Case ID: mont_147/html/0426-01.html
Source: Caselaw Access Project
Author: {"author": "PER CURIAM:", "license": "Public Domain", "url": "https://static.case.law/"}
Date Created: 2024-08-24T03:29:51.129683

Petition of KARL A. WAGNER.
    No. 11133.
    Decided April 26, 1966.
    413 P.2d 467.
    Karl A. Wagner, pro se.
   PER CURIAM:

Karl A. Wagner, an inmate of the Montana State Prison, appearing pro se, filed a petition for appropriate relief and alleges in support thereof that in the district court of Cascade County he was charged with the crime of burglary in the first degree; that upon a jury trial he was convicted and sentenced to a term of ten years, entering the prison on October 15, 1958; and that petitioner escaped on July 3, 1963, was apprehended and returned to the prison on July 10, 1963. Thereafter, according to petitioner, all good time allowances from October 1958, were forfeited under statutory provisions, and he was charged with the crime of escape from the state prison in the district court of Powell County, Montana, plead guilty and was sentenced to a term of one year, such term to be consecutive to the original term of confinement, ten years.

Petitioner also alleges he was charged with the crime of burglary in the second degree in the district court of Deer Lodge County, entered a plea of guilty and was sentenced on April 15, 1964, to a term of five years to run concurrently with the original term of ten years, and also that certain moneys were ordered forfeited from his prison account by the warden as a punishment for escape from the state prison.

The main thrust of petitioner’s argument is that the state cannot direct forfeiture of any good time allowance because he was punished by the additional sentence of one year for the escape under section 94-4203, R.C.M.1947, which results in two separate and distinct punishments for one and the same crime, and he contends that therefore it is in violation of the 14th Amendment of the U. S. Constitution and Art. 3, § 27 of the Montana Constitution.

Petitioner in 1965 filed a petition for a writ of habeas corpus in this court.

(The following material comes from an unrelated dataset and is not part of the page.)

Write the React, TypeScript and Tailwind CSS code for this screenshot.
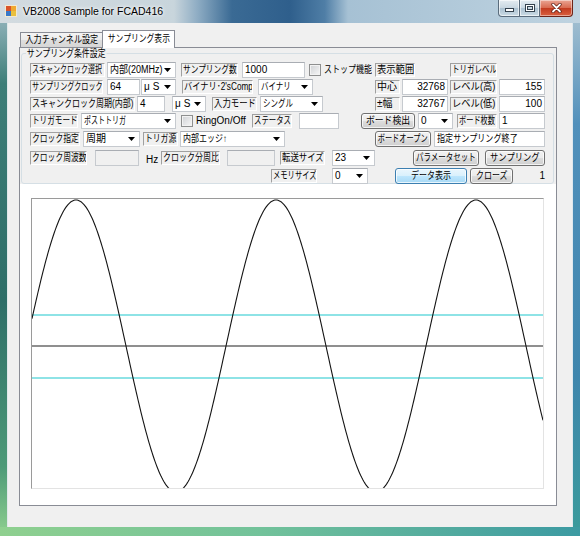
import React from "react";

type P = { c?: string; s?: string; children?: React.ReactNode };

const Arrow = () => (
  <svg width="7" height="4" viewBox="0 0 7 4" className="shrink-0">
    <path d="M0 0H7L3.5 4Z" fill="#000" />
  </svg>
);

function J({ s = "", o = "origin-left", children }: { s?: string; o?: string; children?: React.ReactNode }) {
  return <span className={`inline-block whitespace-nowrap ${o} ${s}`}>{children}</span>;
}

function Lbl({ c = "", s = "", children }: P) {
  return (
    <div
      className={`h-[14px] shrink-0 overflow-hidden whitespace-nowrap border border-t-[#a0a0a0] border-l-[#a0a0a0] border-r-white border-b-white pl-[1px] leading-[12px] ${c}`}
    >
      <J s={s}>{children}</J>
    </div>
  );
}

function Txt({ c = "", s = "", children, right = false, dis = false }: P & { right?: boolean; dis?: boolean }) {
  return (
    <div
      className={`h-[16px] shrink-0 overflow-hidden whitespace-nowrap border border-[#c6cacf] border-t-[#a9adb3] px-[2px] leading-[14px] ${
        dis ? "bg-[#f0f0f0]" : "bg-white"
      } ${right ? "text-right" : ""} ${c}`}
    >
      <J s={s}>{children}</J>
    </div>
  );
}

function Cmb({ c = "", s = "", children }: P) {
  return (
    <div
      className={`flex h-[16px] shrink-0 items-center border border-[#c6cacf] border-t-[#a9adb3] bg-white pl-[2px] pr-[4px] ${c}`}
    >
      <div className="min-w-0 flex-1 leading-[14px]">
        <J s={s}>{children}</J>
      </div>
      <Arrow />
    </div>
  );
}

function Btn({ c = "", s = "", children, def = false }: P & { def?: boolean }) {
  return (
    <div
      className={`flex h-[16px] shrink-0 items-center justify-center overflow-hidden whitespace-nowrap rounded-[3px] border leading-[14px] shadow-[inset_0_0_0_1px_rgba(255,255,255,0.75)] ${
        def
          ? "border-[#3c7fb1] bg-[linear-gradient(180deg,#eaf6fd_0%,#d9f0fc_50%,#bee6fd_51%,#a7d9f5_100%)]"
          : "border-[#707070] bg-[linear-gradient(180deg,#f2f2f2_0%,#ebebeb_50%,#dddddd_51%,#cfcfcf_100%)]"
      } ${c}`}
    >
      <J s={s} o="origin-center">
        {children}
      </J>
    </div>
  );
}

function Chk({ c = "", s = "", children }: P) {
  return (
    <div className={`flex h-[16px] shrink-0 items-center ${c}`}>
      <div className="h-[12px] w-[12px] shrink-0 border border-[#8e8f8f] bg-[linear-gradient(135deg,#cfd1d4,#f7f7f7)] shadow-[inset_0_0_0_1px_#f2f2f2]" />
      <div className="ml-[3px] min-w-0 flex-1 leading-[14px]">
        <J s={s}>{children}</J>
      </div>
    </div>
  );
}

const W = 511;
const H = 289;
const pts = Array.from({ length: W + 1 }, (_, x) => {
  const y = 147 - 146 * Math.cos((2 * Math.PI * (x - 44)) / 200);
  return `${x},${y.toFixed(2)}`;
}).join(" ");

export default function App() {
  return (
    <div className="flex h-[536px] w-[580px] flex-col overflow-hidden font-['Liberation_Sans','Noto_Sans_CJK_JP',sans-serif] text-[10px] text-black">
      {/* Title bar */}
      <div className="flex h-[23px] shrink-0 items-start bg-[linear-gradient(90deg,#d3dbe0_0%,#c8d5dc_30%,#8fadc4_34%,#3a6a94_40%,#2f5f8c_50%,#4f7ea6_56%,#a6c1d4_60%,#bfd3e0_100%)]">
        <svg width="12" height="12" viewBox="0 0 12 12" className="ml-[5px] mt-[5px] shrink-0">
          <rect x="0" y="0" width="12" height="12" fill="#f4e9d0" />
          <rect x="1" y="1" width="5" height="5" fill="#d9532a" />
          <rect x="6" y="1" width="5" height="5" fill="#f0a830" />
          <rect x="1" y="6" width="5" height="5" fill="#3a78c8" />
          <rect x="6" y="6" width="5" height="5" fill="#e8c040" />
        </svg>
        <span className="ml-[6px] mt-[5px] whitespace-nowrap font-['Liberation_Sans',sans-serif] text-[10.5px] leading-[13px] [text-shadow:0_0_5px_#fff,0_0_3px_#fff]">
          VB2008 Sample for FCAD416
        </span>
        <div className="ml-auto mr-[7px] flex h-[17px]">
          <div className="flex w-[22px] items-end justify-center rounded-bl-[4px] border border-t-0 border-[#5a6c7c] bg-[linear-gradient(180deg,#e4ecf1_0%,#c8d7e1_50%,#abc1d0_51%,#cbdbe5_100%)] pb-[4px] shadow-[inset_0_0_0_1px_rgba(255,255,255,0.6)]">
            <div className="h-[4px] w-[9px] border border-[#34424e] bg-white" />
          </div>
          <div className="flex w-[20px] items-center justify-center border border-l-0 border-t-0 border-[#5a6c7c] bg-[linear-gradient(180deg,#e4ecf1_0%,#c8d7e1_50%,#abc1d0_51%,#cbdbe5_100%)] shadow-[inset_0_0_0_1px_rgba(255,255,255,0.6)]">
            <div className="h-[8px] w-[10px] border border-[#34424e] bg-white p-[1px]">
              <div className="h-full w-full border border-[#34424e] bg-[#c8d7e1]" />
            </div>
          </div>
          <div className="flex w-[33px] items-center justify-center rounded-br-[4px] border border-l-0 border-t-0 border-[#6e2418] bg-[linear-gradient(180deg,#eaa594_0%,#d8694f_50%,#c23a1f_51%,#d9603f_100%)] shadow-[inset_0_0_0_1px_rgba(255,255,255,0.45)]">
            <svg width="11" height="10" viewBox="0 0 11 10">
              <path d="M2 1.5L9 8.5M9 1.5L2 8.5" stroke="#5a1a10" strokeWidth="3.2" strokeLinecap="round" />
              <path d="M2 1.5L9 8.5M9 1.5L2 8.5" stroke="#ffffff" strokeWidth="1.8" strokeLinecap="round" />
            </svg>
          </div>
        </div>
      </div>

      {/* Middle */}
      <div className="flex h-[504px] shrink-0">
        <div className="w-[8px] shrink-0 border-r border-[#dfe8ea] bg-[linear-gradient(180deg,#8aaeb5_0%,#3d7e78_12%,#2e6e68_55%,#4d9a78_88%,#86c98c_100%)]" />
        <div className="w-[564px] shrink-0 bg-[#f0f0f0] pl-[11px] pt-[7px]">
          <div className="w-[538px]">
            {/* Tabs */}
            <div className="flex h-[17px] items-end pl-[1px]">
              <div className="flex h-[15px] w-[83px] items-center justify-center overflow-hidden whitespace-nowrap border border-b-0 border-[#898c95] bg-[linear-gradient(180deg,#f4f4f4_0%,#ebebeb_50%,#dedede_51%,#d6d6d6_100%)] leading-[12px]">
                <J s="scale-x-[0.81]" o="origin-center">
                  入力チャンネル設定
                </J>
              </div>
              <div className="relative z-10 -mb-px -ml-px flex h-[18px] w-[73px] items-center justify-center overflow-hidden whitespace-nowrap border border-b-0 border-[#898c95] bg-white pb-[1px] leading-[12px]">
                <J s="scale-x-[0.78]" o="origin-center">
                  サンプリング表示
                </J>
              </div>
            </div>
            {/* Panel */}
            <div className="h-[459px] border border-[#898c95] bg-[#f0f0f0]">
              {/* Group box */}
              <div className="relative ml-[1px] h-[136px] w-[533px] pt-[5px]">
                <div className="h-[131px] rounded-[3px] border border-[#d5dfe5] pl-[8px] pt-[8px]">
                  {/* Row 1 */}
                  <div className="flex h-[16px] items-center">
                    <Lbl c="w-[75px]" s="scale-x-[0.7]">スキャンクロック選択</Lbl>
                    <Cmb c="ml-[2px] w-[69px]" s="scale-x-[0.9]">内部(20MHz)</Cmb>
                    <Lbl c="ml-[5px] w-[57px]" s="scale-x-[0.77]">サンプリング数</Lbl>
                    <Txt c="ml-[4px] w-[63px]">1000</Txt>
                    <Chk c="ml-[4px] w-[61px]" s="scale-x-[0.8]">ストップ機能</Chk>
                    <Lbl c="ml-[5px] w-[40px]" s="scale-x-[0.93]">表示範囲</Lbl>
                    <Lbl c="ml-[35px] w-[47px]" s="scale-x-[0.75]">トリガレベル</Lbl>
                  </div>
                  {/* Row 2 */}
                  <div className="mt-[1px] flex h-[16px] items-center">
                    <Lbl c="w-[73px]" s="scale-x-[0.71]">サンプリングクロック</Lbl>
                    <Txt c="ml-[4px] w-[33px]">64</Txt>
                    <Cmb c="ml-[1px] w-[35px]">
                      <span className="tracking-[3px]">μS</span>
                    </Cmb>
                    <Lbl c="ml-[6px] w-[71px]" s="scale-x-[0.82]">バイナリ･2&apos;sComp</Lbl>
                    <Cmb c="ml-[5px] w-[55px]" s="scale-x-[0.75]">バイナリ</Cmb>
                    <Lbl c="ml-[62px] w-[25px]">中心</Lbl>
                    <Txt c="ml-[2px] w-[46px]" right>
                      32768
                    </Txt>
                    <Lbl c="ml-[2px] w-[47px]" s="scale-x-[0.93]">レベル(高)</Lbl>
                    <Txt c="ml-[2px] w-[46px]" right>
                      155
                    </Txt>
                  </div>
                  {/* Row 3 */}
                  <div className="mt-[1px] flex h-[16px] items-center">
                    <Lbl c="w-[105px]" s="scale-x-[0.8]">スキャンクロック周期(内部)</Lbl>
                    <Txt c="ml-[2px] w-[28px]">4</Txt>
                    <Cmb c="ml-[7px] w-[34px]">
                      <span className="tracking-[3px]">μS</span>
                    </Cmb>
                    <Lbl c="ml-[6px] w-[45px]" s="scale-x-[0.84]">入力モード</Lbl>
                    <Cmb c="ml-[3px] w-[63px]" s="scale-x-[0.75]">シングル</Cmb>
                    <Lbl c="ml-[52px] w-[25px]">±幅</Lbl>
                    <Txt c="ml-[2px] w-[46px]" right>
                      32767
                    </Txt>
                    <Lbl c="ml-[2px] w-[47px]" s="scale-x-[0.93]">レベル(低)</Lbl>
                    <Txt c="ml-[2px] w-[46px]" right>
                      100
                    </Txt>
                  </div>
                  {/* Row 4 */}
                  <div className="mt-[1px] flex h-[16px] items-center">
                    <Lbl c="w-[48px]" s="scale-x-[0.76]">トリガモード</Lbl>
                    <Cmb c="ml-[3px] w-[95px]" s="scale-x-[0.7]">ポストトリガ</Cmb>
                    <Chk c="ml-[5px] w-[61px]">RingOn/Off</Chk>
                    <Lbl c="ml-[10px] w-[40px]" s="scale-x-[0.74]">ステータス</Lbl>
                    <Txt c="ml-[7px] w-[40px]" />
                    <Btn c="ml-[22px] w-[54px]" s="scale-x-[0.88]">ボード検出</Btn>
                    <Cmb c="ml-[3px] w-[35px]">0</Cmb>
                    <Lbl c="ml-[4px] w-[40px]" s="scale-x-[0.72]">ボード枚数</Lbl>
                    <Txt c="ml-[2px] w-[46px]">1</Txt>
                  </div>
                  {/* Row 5 */}
                  <div className="mt-[2px] flex h-[16px] items-center">
                    <Lbl c="w-[50px]" s="scale-x-[0.78]">クロック指定</Lbl>
                    <Cmb c="ml-[3px] w-[57px]">周期</Cmb>
                    <Lbl c="ml-[3px] w-[35px]" s="scale-x-[0.78]">トリガ源</Lbl>
                    <Cmb c="ml-[2px] w-[105px]" s="scale-x-[0.8]">内部エッジ↑</Cmb>
                    <Btn c="ml-[90px] w-[56px]" s="scale-x-[0.72]">ボードオープン</Btn>
                    <Txt c="ml-[3px] w-[111px]" s="scale-x-[0.81]">指定サンプリング終了</Txt>
                  </div>
                  {/* Row 6 */}
                  <div className="mt-[3px] flex h-[16px] items-center">
                    <Lbl c="w-[57px]" s="scale-x-[0.78]">クロック周波数</Lbl>
                    <Txt c="ml-[8px] w-[44px]" dis />
                    <span className="ml-[7px] w-[12px] shrink-0 self-end leading-[12px]">Hz</span>
                    <Lbl c="ml-[3px] w-[59px]" s="scale-x-[0.8]">クロック分周比</Lbl>
                    <Txt c="ml-[7px] w-[48px]" dis />
                    <Lbl c="ml-[5px] w-[45px]" s="scale-x-[0.84]">転送サイズ</Lbl>
                    <Cmb c="ml-[7px] w-[43px]">23</Cmb>
                    <Btn c="ml-[38px] w-[66px]" s="scale-x-[0.75]">パラメータセット</Btn>
                    <Btn c="ml-[6px] w-[60px]" s="scale-x-[0.83]">サンプリング</Btn>
                  </div>
                  {/* Row 7 */}
                  <div className="mt-[2px] flex h-[15px] items-center">
                    <Lbl c="ml-[241px] w-[46px]" s="scale-x-[0.73]">メモリサイズ</Lbl>
                    <Cmb c="ml-[15px] w-[36px]">0</Cmb>
                    <Btn c="ml-[27px] w-[72px]" s="scale-x-[0.8]" def>
                      データ表示
                    </Btn>
                    <Btn c="ml-[3px] w-[43px]" s="scale-x-[0.8]">クローズ</Btn>
                    <span className="w-[32px] shrink-0 text-right leading-[12px]">1</span>
                  </div>
                </div>
                <span className="absolute left-[5px] top-0 inline-block origin-left scale-x-[0.79] whitespace-nowrap bg-[#f0f0f0] px-[1px] leading-[11px]">
                  サンプリング条件設定
                </span>
              </div>
              {/* Chart area */}
              <div className="h-[321px] bg-white pl-[11px] pt-[14px]">
                <div className="h-[291px] w-[513px] border border-t-[#9a9a9a] border-l-[#9a9a9a] border-r-[#e3e3e3] border-b-[#e3e3e3] bg-white">
                  <svg width={W} height={H} viewBox={`0 0 ${W} ${H}`} className="block">
                    <line x1="0" x2={W} y1="116" y2="116" stroke="#8ee3e6" strokeWidth="2" />
                    <line x1="0" x2={W} y1="179" y2="179" stroke="#8ee3e6" strokeWidth="2" />
                    <line x1="0" x2={W} y1="147" y2="147" stroke="#6a6a6a" strokeWidth="1.5" />
                    <polyline points={pts} fill="none" stroke="#141414" strokeWidth="1.1" />
                  </svg>
                </div>
              </div>
            </div>
          </div>
        </div>
        <div className="w-[8px] shrink-0 border-l border-[#dfe8ee] bg-[linear-gradient(180deg,#9ebccf_0%,#5190bb_20%,#3f86ad_70%,#3a9a9c_100%)]" />
      </div>
      {/* Bottom frame */}
      <div className="h-[9px] shrink-0 bg-[linear-gradient(90deg,#8fd08f_0%,#72c29a_45%,#3c9aa2_100%)]" />
    </div>
  );
}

We denied the writ requested by Per Curiam Opinion reported in 145 Mont. 101, 399 P.2d 761. Petitioner in that application attacked the ten year sentence imposed October 14, 1958. Since it appeared that on April 15, 1964, he was sentenced to a term of five years for the crime of burglary, such sentence to run concurrently with his original ten year sentence, we there held that even if the writ were issued it would not result in the release of petitioner from confinement since he is confined under the five year sentence concurrently with his original ten year sentence.

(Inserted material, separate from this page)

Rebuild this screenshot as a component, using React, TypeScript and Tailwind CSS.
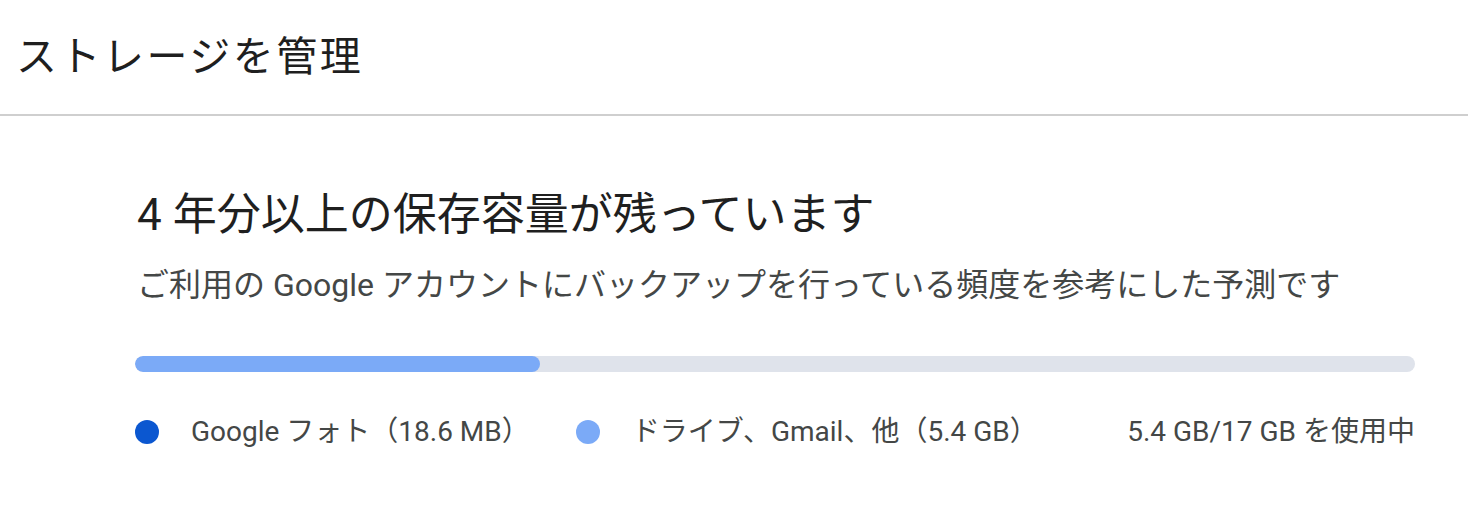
const font = "font-['Roboto','Noto_Sans_CJK_JP',sans-serif]";

const LegendItem = ({ color, label }: { color: string; label: string }) => (
  <div className="flex items-center">
    <span className={`w-[24px] h-[24px] rounded-full ${color}`} />
    <span className="ml-[32px]">{label}</span>
  </div>
);

const App = () => {
  return (
    <div className={`w-[1468px] h-[514px] bg-white ${font}`}>
      <header className="h-[116px] border-b-2 border-[#cfcfcf] flex items-center pl-[16px]">
        <h1 className="text-[41px] leading-none tracking-[2.5px] text-[#1f1f1f]">ストレージを管理</h1>
      </header>

      <div className="pl-[135px] pr-[53px] pt-[73px]">
        <h2 className="text-[44px] leading-[52px] text-[#1f1f1f] pl-[2px]">4 年分以上の保存容量が残っています</h2>
        <p className="mt-[24px] text-[32px] leading-[40px] text-[#444746] pl-[2px]">
          ご利用の Google アカウントにバックアップを行っている頻度を参考にした予測です
        </p>

        <div className="mt-[51px] h-[16px] rounded-full bg-[#dfe3eb] overflow-hidden">
          <div className="h-full w-[405px] rounded-full bg-[#7baaf7]" />
        </div>

        <div className="mt-[40px] flex items-center text-[28px] leading-[40px] text-[#444746]">
          <LegendItem color="bg-[#0b57d0]" label="Google フォト（18.6 MB）" />
          <div className="ml-[46px]">
            <LegendItem color="bg-[#7baaf7]" label="ドライブ、Gmail、他（5.4 GB）" />
          </div>
          <span className="ml-auto">5.4 GB/17 GB を使用中</span>
        </div>
      </div>
    </div>
  );
};

export default App;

While in the present application petitioner is attacking the one year escape sentence imposed on January 16, 1964, to run consecutively as provided by law, the situation remains the same. Petitioner is confined to the prison under the five year sentence imposed on April 15, 1964, which he does not attack here nor did he attack it in his 1965 habeas corpus proceeding. In our Opinion in the 1965 proceedings, supra, we fully set forth the applicable law which supported our position that the petitioner was not then, nor is he now, unlawfully imprisoned or restrained of his liberty under the conviction attacked by his petition, and therefore he is not restrained unlawfully.

No merit appearing the writ sought is refused, and the proceeding is dismissed.